Curves of recoil displacement.
The recoil velocity is shown as Fig. 16 and maximum value is shown in Table 2, the velocity is increasing with the charge weight. When the charge zone is full, the max velocity is about 13 m/s. Refer to Fig. 11, if the velocity is under 15 m/s, the braking force increases fast with the velocity and the eddy current loss generated is relatively low. It is an appropriate working range for this ECB, so it will bring out the full potentials in this condition.

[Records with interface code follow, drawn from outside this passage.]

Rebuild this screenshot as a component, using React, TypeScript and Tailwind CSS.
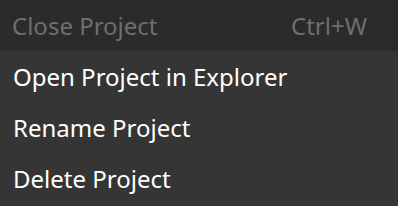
import React from "react";

const font = { fontFamily: '"Noto Sans", "Open Sans", sans-serif' };

export default function App() {
  return (
    <div className="w-[398px] h-[206px] bg-[#353535] flex flex-col overflow-hidden text-[24px] leading-none" style={font}>
      <div className="h-[51px] bg-[#2b2b2b] flex items-center justify-between pl-[12px] pr-[31px] text-[#6e6e6e]">
        <span>Close Project</span>
        <span>Ctrl+W</span>
      </div>
      <div className="h-[51px] flex items-center pl-[13px] text-white">Open Project in Explorer</div>
      <div className="h-[51px] flex items-center pl-[13px] text-white">Rename Project</div>
      <div className="h-[51px] flex items-center pl-[13px] text-white">Delete Project</div>
    </div>
  );
}
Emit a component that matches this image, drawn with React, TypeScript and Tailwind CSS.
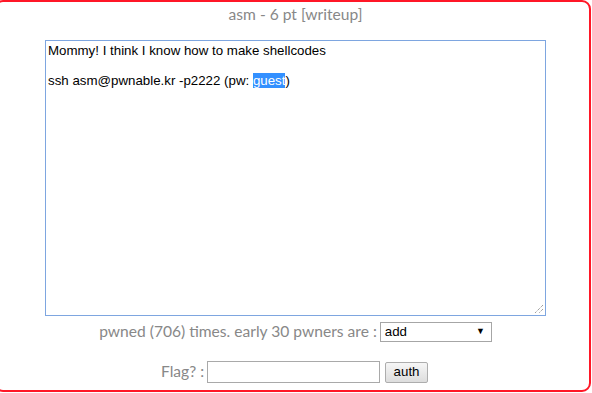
export default function App() {
  return (
    <div className="w-[592px] h-[393px] overflow-hidden bg-white">
      <div className="-ml-[6px] w-[597px] h-[392px] border-2 border-[#ff1727] rounded-[9px] flex flex-col items-center font-['Lato',sans-serif] text-[#888888]">
        <div className="mt-[1px] h-[22px] leading-[22px] text-[15.6px] pl-[6px]">asm - 6 pt [writeup]</div>

        <div className="mt-[15px] ml-[6px] relative w-[501px] h-[276px] border border-[#7ea6e0] bg-white px-[2px] pt-[2px] font-['Liberation_Sans',Arial,sans-serif] text-[13.3px] leading-[15px] text-black">
          <div>Mommy! I think I know how to make shellcodes</div>
          <div className="h-[15px]"></div>
          <div>
            ssh asm@pwnable.kr -p2222 (pw: <span className="bg-[#3390ff] text-white">guest</span>)
          </div>
          <svg className="absolute right-[1px] bottom-[1px]" width="10" height="10" viewBox="0 0 10 10">
            <path d="M9 1 L1 9 M9 5 L5 9" stroke="#777" strokeWidth="1" strokeDasharray="1 1" />
          </svg>
        </div>

        <div className="mt-[4px] ml-[6px] flex items-center gap-[3px] text-[15.6px]">
          <span>pwned (706) times. early 30 pwners are :</span>
          <div className="w-[112px] h-[20px] border border-[#a6a6a6] flex items-center justify-between pl-[4px] pr-[6px] font-['Liberation_Sans',Arial,sans-serif] text-[13.3px] text-black">
            <span>add</span>
            <span className="text-[9px]">▼</span>
          </div>
        </div>

        <div className="mt-[17px] ml-[4px] flex items-center gap-[3px] text-[15.6px]">
          <span>Flag? :</span>
          <div className="w-[173px] h-[22px] border border-[#a9a9a9] bg-white"></div>
          <button className="ml-[2px] w-[43px] h-[21px] border border-[#adadad] rounded-[2px] bg-gradient-to-b from-[#f6f6f6] to-[#dddddd] font-['Liberation_Sans',Arial,sans-serif] text-[13.3px] text-black leading-none">
            auth
          </button>
        </div>
      </div>
    </div>
  );
}
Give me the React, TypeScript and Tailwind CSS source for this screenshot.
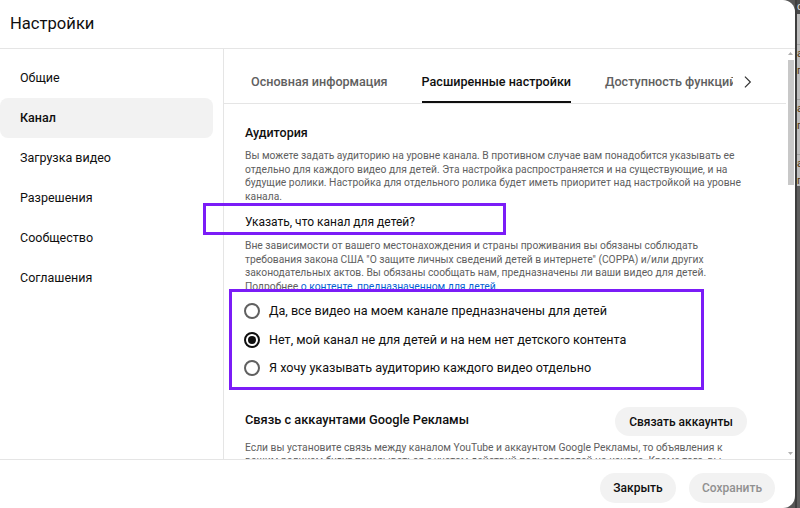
import React from "react";

const sideItems = ["Общие", "Канал", "Загрузка видео", "Разрешения", "Сообщество", "Соглашения"];

function Radio({ checked }: { checked?: boolean }) {
  return (
    <span
      className={
        "flex h-[16px] w-[16px] shrink-0 items-center justify-center rounded-full border-2 " +
        (checked ? "border-[#0f0f0f]" : "border-[#606060]")
      }
    >
      {checked && <span className="h-[8px] w-[8px] rounded-full bg-[#0f0f0f]" />}
    </span>
  );
}

export default function App() {
  return (
    <div className="relative flex h-[508px] w-[800px] overflow-hidden bg-[#575757] font-[Roboto,sans-serif] text-[#0f0f0f]">
      {/* dialog */}
      <div className="flex h-full w-[795px] shrink-0 flex-col overflow-hidden rounded-r-[12px] bg-white">
        {/* header */}
        <div className="flex h-[49px] shrink-0 items-center border-b border-[#e5e5e5] pl-[10px] pb-[1px]">
          <span className="text-[16.6px] leading-[22px] text-[#0f0f0f]">Настройки</span>
        </div>
        {/* body */}
        <div className="flex min-h-0 flex-1">
          {/* sidebar */}
          <div className="flex w-[224px] shrink-0 flex-col border-r border-[#e5e5e5] pt-[9px] pr-[10px]">
            {sideItems.map((t) => (
              <div
                key={t}
                className={
                  "flex h-[40px] items-center rounded-lg pl-[20px] text-[12.5px] " +
                  (t === "Канал" ? "bg-[#f2f2f2] font-medium text-[#0f0f0f]" : "text-[#0f0f0f]")
                }
              >
                {t}
              </div>
            ))}
          </div>
          {/* main */}
          <div className="flex min-w-0 flex-1">
            <div className="flex min-w-0 flex-1 flex-col">
              {/* tabs */}
              <div className="flex h-[55px] shrink-0 border-b border-[#e5e5e5]">
                <div className="flex w-[509px] shrink-0 gap-[34px] overflow-hidden pl-[27px]">
                  <div className="flex h-[54px] shrink-0 items-center border-b-2 border-transparent pt-[14px] text-[12.6px] font-medium text-[#606060]">
                    Основная информация
                  </div>
                  <div className="flex h-[54px] shrink-0 items-center border-b-2 border-[#0f0f0f] pt-[14px] text-[12.6px] font-medium text-[#0f0f0f]">
                    Расширенные настройки
                  </div>
                  <div className="flex h-[54px] shrink-0 items-center border-b-2 border-transparent pt-[14px] text-[12.6px] font-medium text-[#606060]">
                    Доступность функций
                  </div>
                </div>
                <div className="flex w-[28px] items-center justify-center pt-[12px]">
                  <svg width="20" height="20" viewBox="0 0 24 24" fill="none" stroke="#303030" strokeWidth="1.4">
                    <path d="M9.5 5.5l6.5 6.5-6.5 6.5" />
                  </svg>
                </div>
              </div>
              {/* content */}
              <div className="min-h-0 flex-1 overflow-hidden pl-[21px] pr-[20px]">
                <div className="mt-[19px] text-[12.5px] font-medium leading-[20px]">Аудитория</div>
                <div className="mt-[6px] whitespace-nowrap text-[10.3px] leading-[13.5px] text-[#606060]">
                  Вы можете задать аудиторию на уровне канала. В противном случае вам понадобится указывать ее
                  <br />
                  отдельно для каждого видео для детей. Эта настройка распространяется и на существующие, и на
                  <br />
                  будущие ролики. Настройка для отдельного ролика будет иметь приоритет над настройкой на уровне
                  <br />
                  канала.
                </div>
                <div className="mt-[9px] text-[12px] leading-[20px]">Указать, что канал для детей?</div>
                <div className="mt-[7px] whitespace-nowrap text-[10.3px] leading-[13.5px] text-[#606060]">
                  Вне зависимости от вашего местонахождения и страны проживания вы обязаны соблюдать
                  <br />
                  требования закона США "О защите личных сведений детей в интернете" (COPPA) и/или других
                  <br />
                  законодательных актов. Вы обязаны сообщать нам, предназначены ли ваши видео для детей.
                  <br />
                  Подробнее <span className="text-[#065fd4]">о контенте, предназначенном для детей</span>.
                </div>
                <div className="mt-[4px] flex flex-col">
                  {[
                    { t: "Да, все видео на моем канале предназначены для детей", c: false },
                    { t: "Нет, мой канал не для детей и на нем нет детского контента", c: true },
                    { t: "Я хочу указывать аудиторию каждого видео отдельно", c: false },
                  ].map((r) => (
                    <div key={r.t} className="-ml-[1px] flex h-[28.5px] items-center gap-[9px]">
                      <Radio checked={r.c} />
                      <span className="text-[12.6px] leading-[18px] text-[#0f0f0f]">{r.t}</span>
                    </div>
                  ))}
                </div>
                <div className="mt-[24px] flex h-[30px] items-center justify-between pr-[19px]">
                  <span className="pb-[4px] text-[12.8px] font-medium leading-[20px]">Связь с аккаунтами Google Рекламы</span>
                  <button className="h-[29px] rounded-full bg-[#f2f2f2] px-[14px] text-[12px] font-medium text-[#0f0f0f]">
                    Связать аккаунты
                  </button>
                </div>
                <div className="mt-[4px] whitespace-nowrap text-[10.3px] leading-[13.5px] text-[#606060]">
                  Если вы установите связь между каналом YouTube и аккаунтом Google Рекламы, то объявления к
                  <br />
                  вашим роликам будут показываться с учетом действий пользователей на канале. Кроме того, вы
                </div>
              </div>
            </div>
            {/* scrollbar */}
            <div className="flex w-[9px] shrink-0 flex-col items-center pt-[2px] pb-[3px]">
              <svg width="7" height="5" viewBox="0 0 7 5" className="shrink-0">
                <path d="M3.5 1L6 4H1z" fill="#b0b0b0" />
              </svg>
              <div className="mt-[4px] h-[125px] w-[6px] bg-[#c8c8c8]" />
              <div className="flex-1" />
              <svg width="7" height="5" viewBox="0 0 7 5" className="shrink-0">
                <path d="M3.5 4L6 1H1z" fill="#b0b0b0" />
              </svg>
            </div>
          </div>
        </div>
        {/* footer */}
        <div className="flex h-[49px] shrink-0 items-start justify-end gap-[13px] border-t border-[#e5e5e5] pt-[13px] pr-[20px]">
          <button className="h-[30px] w-[76px] rounded-full bg-[#f2f2f2] text-[12px] font-medium text-[#0f0f0f]">
            Закрыть
          </button>
          <button className="h-[30px] w-[86px] rounded-full bg-[#f2f2f2] text-[12px] font-medium text-[#909090]">
            Сохранить
          </button>
        </div>
      </div>
      {/* backdrop strip */}
      <div className="flex flex-1 flex-col overflow-hidden border-l-2 border-[#3e3e3e]">
        <div className="h-[14px] bg-[#4a4a4a] text-[11px] leading-[14px] text-[#ddd]">с</div>
        <div className="flex h-[172px] flex-col bg-[#bdbdbd] text-[11px] leading-[17px] text-[#5a3a10]">
          <div className="mt-[30px] border-t border-[#a0a0a0]">а</div>
          <div>г</div>
          <div className="mt-[20px] border-t border-[#a0a0a0]">а</div>
          <div>г</div>
          <div className="mt-[20px] border-t border-[#a0a0a0]">а</div>
          <div>г</div>
        </div>
        <div className="flex-1 bg-[#5e5e5e]" />
      </div>
      {/* annotation boxes */}
      <div className="pointer-events-none absolute left-[203px] top-[203px] h-[32px] w-[303px] border-[3px] border-[#7b1cf7]" />
      <div className="pointer-events-none absolute left-[229px] top-[289px] h-[101px] w-[475px] border-[3px] border-[#7b1cf7]" />
    </div>
  );
}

Curves of recoil velocity.
Max recoil displacement and velocity
In this paper, an analytical model of PM cylinder linear eddy current brake was proposed. By adding two virtual PM region, this paper took the end effect into consideration and calculated the whole magnetic field accurately in both static and dynamic conditions, the braking force and eddy current loss was also calculated. A FEM model of this ECB was established to describe spatial distribution visually and verify the accuracy and effectiveness of the proposed model. The analytical and numerical results were in good agreement. Finally, the max braking displacement and velocity were calculated, the results showed that the max working displacement is less than one meter and the max velocity is under 15m/s under the intense impact load, which meets the design and work requirements. It can provide guidance for its design and experiment.
Through analytical model, the proposed method can be calculated fast. However, it may also have some disadvantages. If the number of PM is too large, the Fourier transform requires more terms to ensure its accuracy, it may consume a lot more of computing resources. For efficient calculation, the electromagnetic field should be calculated separately in the middle and the end in that situation.